JUEVES Ť 16 Ť AGOSTO Ť 2001

Olga Harmony

El Gordo y el Flaco se van al cielo

Ignoro por completo, porque no es mi campo, si los historiadores y analistas del cine han hecho una reflexión sociológica acerca de lo que representó de iconoclastia la pareja de Stan Laurel y Oliver Hardy, los entrañables el Gordo y el Flaco. Recuerdo que en los cines de mi infancia no podían faltar, junto al noticiario RCA, los episodios de Flash Gordon y cortos ''culturales", alguna cinta de la pareja de cómicos. Nos hacían reír, de veras, como a muchas otras generaciones que los pudieron ver en cine y televisión. En esos no tan ingenuos tiempos, las delicias del pastelazo y la sistemática destrucción del entorno eran un grito liberador para los reprimidos infantes de la época. Nos reíamos entonces con sus gags, como nos reíamos con otros cómicos y con situaciones que no lo eran, como las mostradas en los noticiarios de las alemanas llevando carritos de niños llenos de devaluados billetes para comprar el mandado, o los extenuantes bailes de resistencia de los -entonces no lo sabíamos- desocupados en busca de unas monedas y algo de comida. Hitler a su horrible manera y Norman Mailer, mucho después, pusieron las cosas en su lugar.

Creo que de muchos modos el Gordo y el Flaco coincidieron y mostraron los terribles años de la depresión que golpeó a todo el mundo y con singular fiereza a los estadunidenses. Resultado de una clase media empobrecida, obligados a hacer de milusos y en muchas ocasiones a llegar a la pillería, los personajes representaban la misma cara de una moneda. Stan Laurel, el Flaco, contaba con toda nuestra simpatía por su absoluta inutilidad, su propensión al llanto y los inolvidables momentos no realistas (aparecía sosteniendo en la boca un foco encendido, cargaba en primer lugar una larguísima tabla que ocupaba toda la pantalla para aparecer sosteniéndola al final de la misma). Pero era el Gordo quien mejor representaba a esa clase depauperada que intentaba mantener su orgullo con la supuesta exquisitez de modales que intentaba imponer a su compañero. En alguna ocasión se les conoció casa, pero la mayoría de las veces eran dos más de los muchos desocupados.
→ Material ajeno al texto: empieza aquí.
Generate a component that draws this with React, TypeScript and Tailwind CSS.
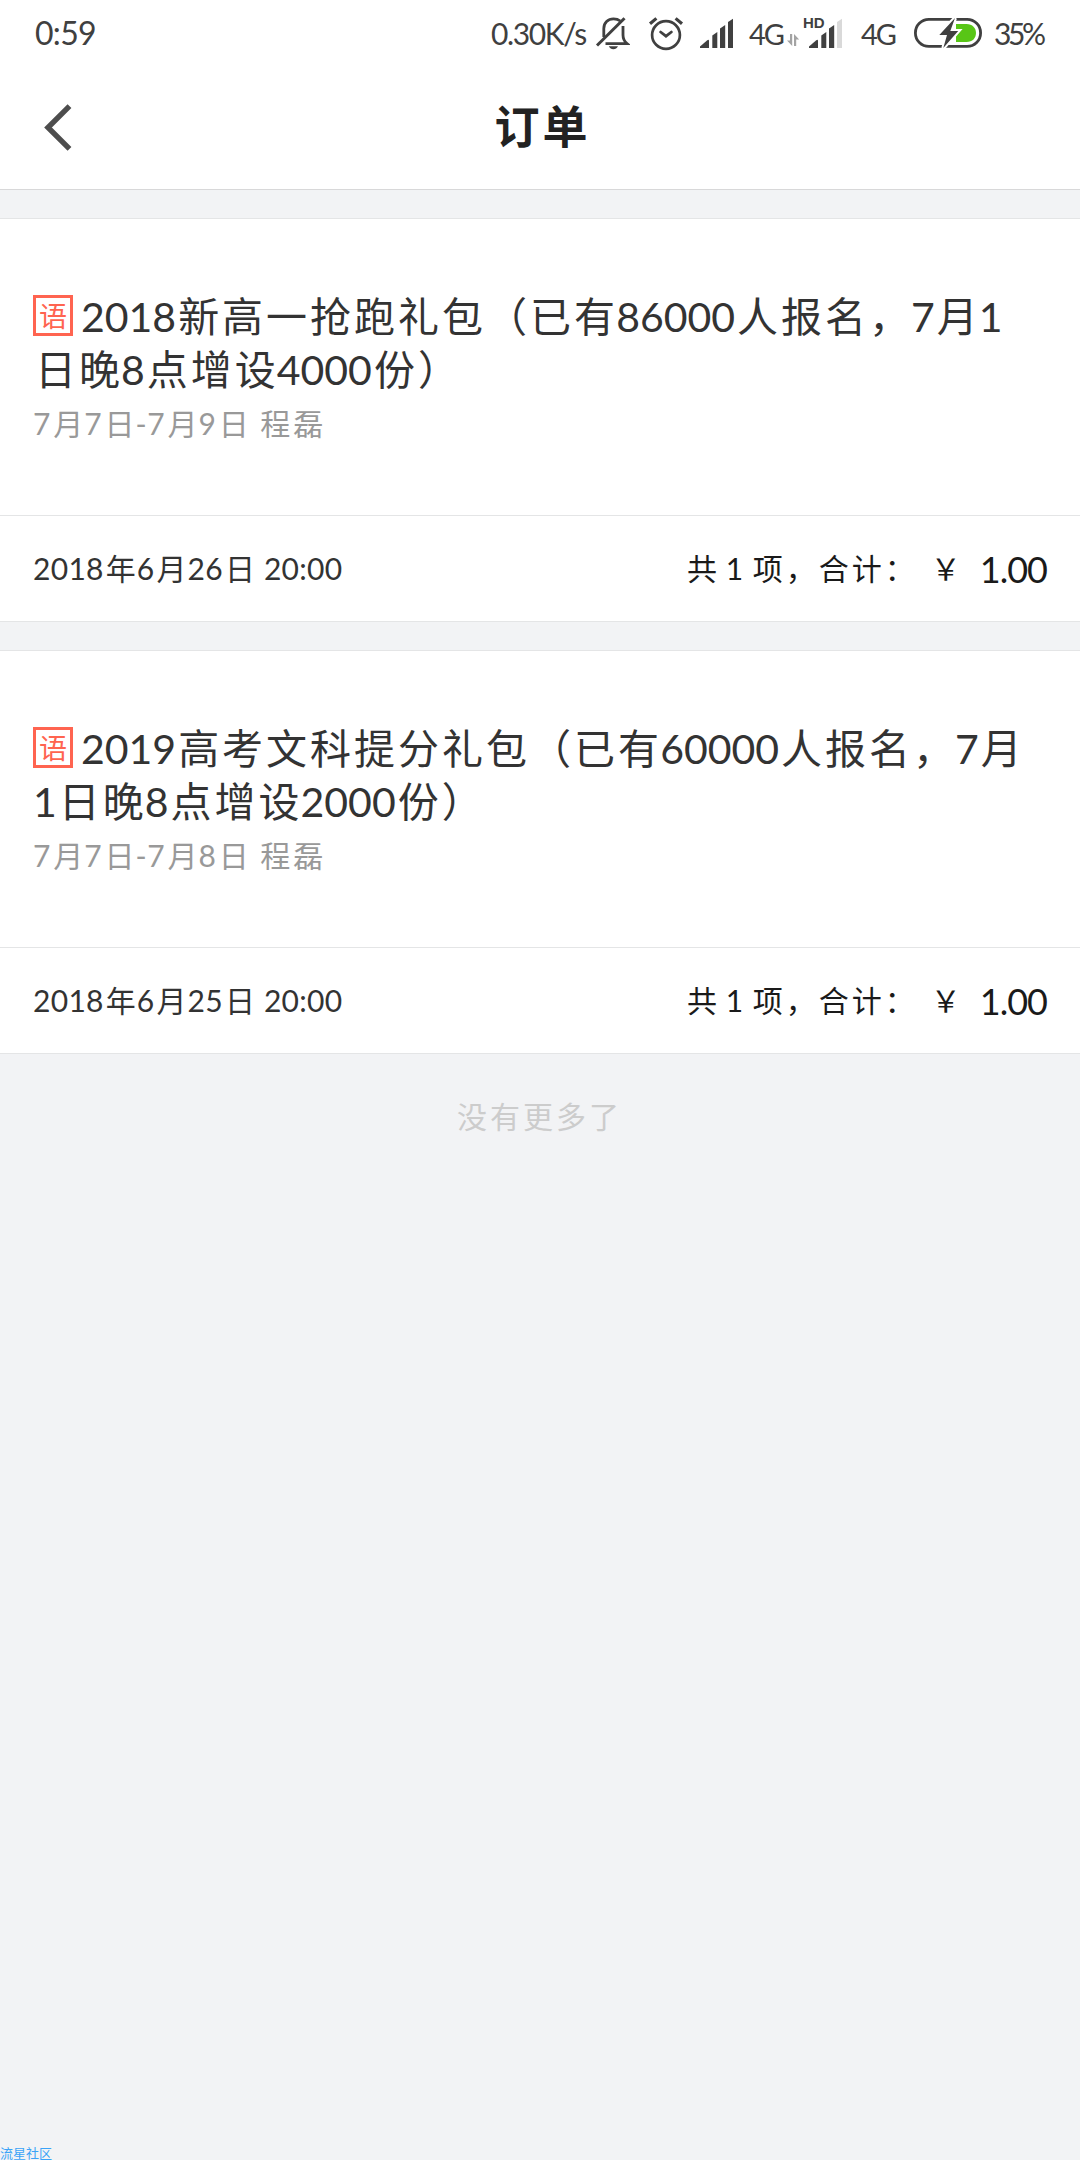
import React from 'react';

interface Order {
  id: number;
  subject: string;
  title: string[];
  meta: string;
  date: string;
  count: number;
  total: string;
}

const ORDERS: Order[] = [
  {
    id: 1,
    subject: '语',
    title: ['2018新高一抢跑礼包（已有86000人报名，7月1', '日晚8点增设4000份）'],
    meta: '7月7日-7月9日 程磊',
    date: '2018年6月26日 20:00',
    count: 1,
    total: '1.00',
  },
  {
    id: 2,
    subject: '语',
    title: ['2019高考文科提分礼包（已有60000人报名，7月', '1日晚8点增设2000份）'],
    meta: '7月7日-7月8日 程磊',
    date: '2018年6月25日 20:00',
    count: 1,
    total: '1.00',
  },
];

/**
 * 中英混排文字，中文部分加字间距
 */
const Mixed: React.FC<{ text: string }> = ({ text }) => (
  <>
    {text.split(/([\u3000-\uffef]+)/).map((part, i) =>
      i % 2 === 1 ? (
        <span key={i} className="mr-[-2px] ml-[2px] tracking-[3px]">{part}</span>
      ) : (
        part
      )
    )}
  </>
);

const SignalIcon: React.FC<{ last: string }> = ({ last }) => (
  <svg width="33" height="30" viewBox="0 0 33 30" fill="#404040" className="block">
    <path d="M0 30V28.5L7 22.5Q9 21 9 23V30Z" />
    <path d="M12.3 30V17.5L17.3 14V30Z" />
    <path d="M20 30V10.5L25.2 7V30Z" />
    <path d="M28 30V4L33 .8V30Z" fill={last} />
  </svg>
);

const BellOffIcon = () => (
  <svg width="36" height="36" viewBox="0 0 36 36" fill="none" stroke="#404040" strokeWidth="2.8" className="shrink-0">
    <path d="M9.8 22V13.5C9.8 7.5 14 3.8 19.5 3.8C22.2 3.8 24.5 4.6 26.3 6" />
    <path d="M29 11V20C29 23.5 30.5 26.5 33 28.6H11.5" />
    <path d="M3 30.5L30.5 3.2" strokeWidth="3" />
    <path d="M14.8 31.2H24Q22.5 34.2 19.4 34.2T14.8 31.2Z" fill="#404040" stroke="none" />
  </svg>
);

const AlarmIcon = () => (
  <svg width="40" height="38" viewBox="0 0 40 38" fill="none" stroke="#404040" strokeLinecap="round" className="shrink-0">
    <circle cx="20" cy="21" r="13.9" strokeWidth="2.7" />
    <path d="M14.6 18L20 22.2L25.4 18" strokeWidth="2.8" />
    <path d="M4 9.8L10.4 4.4M29.6 4.4L36 9.8" strokeWidth="3.2" strokeLinecap="butt" />
  </svg>
);

const BatteryIcon = () => (
  <svg width="70" height="32" viewBox="0 0 70 32" className="shrink-0">
    <rect x="2.4" y="2.4" width="65.2" height="27" rx="13.5" fill="none" stroke="#404040" strokeWidth="2.8" />
    <path d="M43 7H53.5C59.5 7 63 11 63 16S59.5 25 53.5 25H43Z" fill="#58c616" />
    <path
      d="M42 1L26.3 18H34L30.3 31L45.2 14H37.3Z"
      fill="#404040"
      stroke="#fff"
      strokeWidth="4"
      paintOrder="stroke"
    />
  </svg>
);

const StatusBar = () => (
  <div className="flex h-[66px] items-center pl-[35px] text-[32px] leading-none text-[#404040] whitespace-nowrap">
    <span className="w-[456px] tracking-[-0.7px]">0:59</span>
    <span className="w-[103px] text-[30px] tracking-[-1.4px]">0.30K/s</span>
    <BellOffIcon />
    <div className="ml-4 flex">
      <AlarmIcon />
    </div>
    <div className="ml-[14px]">
      <SignalIcon last="#404040" />
    </div>
    <span className="ml-[16px] w-[38px] text-[29px] tracking-[-2px]">4G</span>
    <svg width="13" height="12" viewBox="0 0 13 12" fill="#a3a3a3" className="mt-[14px] shrink-0">
      <path d="M3 0H5.2V12L0 6.5H3Z" />
      <path d="M7 12V0L12.2 5.5H9.2V12Z" />
    </svg>
    <div className="relative ml-[9px]">
      <SignalIcon last="#d9d9d9" />
      <span className="absolute top-[-2px] left-[-6px] bg-white pr-px font-['Liberation_Sans',sans-serif] text-[15px] leading-[14px] font-bold">HD</span>
    </div>
    <span className="ml-[19px] w-[52px] text-[29px] tracking-[-2px]">4G</span>
    <BatteryIcon />
    <span className="ml-[11px] text-[30px] tracking-[-3.4px]">35%</span>
  </div>
);

const OrderCard: React.FC<{ order: Order }> = ({ order }) => (
  <section className="flex h-[404px] flex-col border-y border-[#e4e5e6] bg-white">
    <div className="flex-1 px-[33px] pt-[71px]">
      <h2 className="text-[41px] leading-[53px] text-[#333] whitespace-nowrap">
        <div className="flex h-[53px]">
          <span className="mt-[5px] mr-[8px] flex h-[41px] w-10 shrink-0 items-center justify-center border-3 border-[#ff6450] text-[28px] leading-none text-[#ff6450]">
            {order.subject}
          </span>
          <span>
            <Mixed text={order.title[0]} />
          </span>
        </div>
        <div className="h-[53px]">
          <Mixed text={order.title[1]} />
        </div>
      </h2>
      <p className="h-[53px] text-[30px] leading-[55px] tracking-[0.8px] text-[#999]">
        <Mixed text={order.meta} />
      </p>
    </div>
    <div className="flex h-[106px] items-center justify-between border-t border-[#e4e5e6] px-[33px] text-[30px] whitespace-nowrap">
      <span className="tracking-[0.3px] text-[#333]">
        <Mixed text={order.date} />
      </span>
      <div className="flex items-center text-[#1a1a1a]">
        <span>
          <Mixed text={`共 ${order.count} 项，合计：`} />
        </span>
        <span className="ml-[15px] text-[30px]">￥</span>
        <span className="ml-[19px] text-[36px] tracking-[-1px]">{order.total}</span>
      </div>
    </div>
  </section>
);

const App: React.FC = () => {
  return (
    <div className="relative h-[2160px] w-[1080px] overflow-hidden bg-[#f2f3f5] font-['Lato','Noto_Sans_CJK_SC',sans-serif]">
      {/* 顶部栏 */}
      <header className="h-[190px] border-b border-[#d8d8d9] bg-white">
        <StatusBar />
        <div className="grid h-[123px] grid-cols-[1fr_auto_1fr] items-center">
          <button className="pl-[44px]">
            <svg width="28" height="47" viewBox="0 0 28 47" fill="none" stroke="#4d4d4d" strokeWidth="5.4" className="block">
              <path d="M25.5 2.2L4 23.5L25.5 44.8" />
            </svg>
          </button>
          <h1 className="pl-[5px] text-[45px] leading-none font-bold tracking-[3px] text-[#222]">订单</h1>
          <span />
        </div>
      </header>

      {/* 订单列表 */}
      <main className="flex flex-col gap-7 pt-7">
        {ORDERS.map((order) => (
          <OrderCard key={order.id} order={order} />
        ))}
        <p className="pt-[12px] pr-[5px] text-center text-[30px] leading-[44px] text-[#ccc]">
          <Mixed text="没有更多了" />
        </p>
      </main>

      {/* 水印 */}
      <span className="absolute bottom-0 left-0 text-[13px] leading-[14px] text-[#3ba3f7]">流星社区</span>
    </div>
  );
};

export default App;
Paul Auster los lleva al cielo y los obliga a construir interminablemente una barda, en un texto que mucho recuerda a Esperando a Godot, de Samuel Beckett, con lo que probablemente pagan las viejas destrucciones pasadas. Auster, un ''autor de culto", como se dice ahora, utiliza a los entrañables personajes en una mezcla de grotesco y sutileza, con reflexiones acerca de la muerte y la vida, la actuación, las diferencias en lo que finalmente es un grato compañerismo. No olvida alguna escena no realista, como la levedad de los ladrillos en un momento dado, ni los destrozos que ambos hacen de sus ropas, o la pomposidad del Gordo a la hora del almuerzo. Auster y el Gordo y el Flaco son, conjuntados, un imán que atrae a numeroso público joven y leído.

Hay, sin embargo, muchas fallas en la escenificación que destruye lo que debería ser una mezcla perfecta por extraña. En primer lugar, la inconsistencia mayor que estriba en la caracterización de los dos personajes, tan presentes en el ánimo del espectador, que debiera deberse más a la actoralidad y menos al desagradable maquillaje. Mario Oliver se acerca más a interpretar al Flaco, aunque utiliza el movimiento de agitar la corbata con los dedos que era un tic famoso del Gordo, con el que mostraba su autocomplacencia. Emilio Ebergengy, quien también dirige (en una escenografía simple y abstracta, con dos cintas de película a ambos lados, de Juliana Faesler) nunca logra los modales pausados, pretendidamente elegantes y de dominio de las situaciones, del Gordo, lo que frustra cualquier buena intención que se pudiera tener.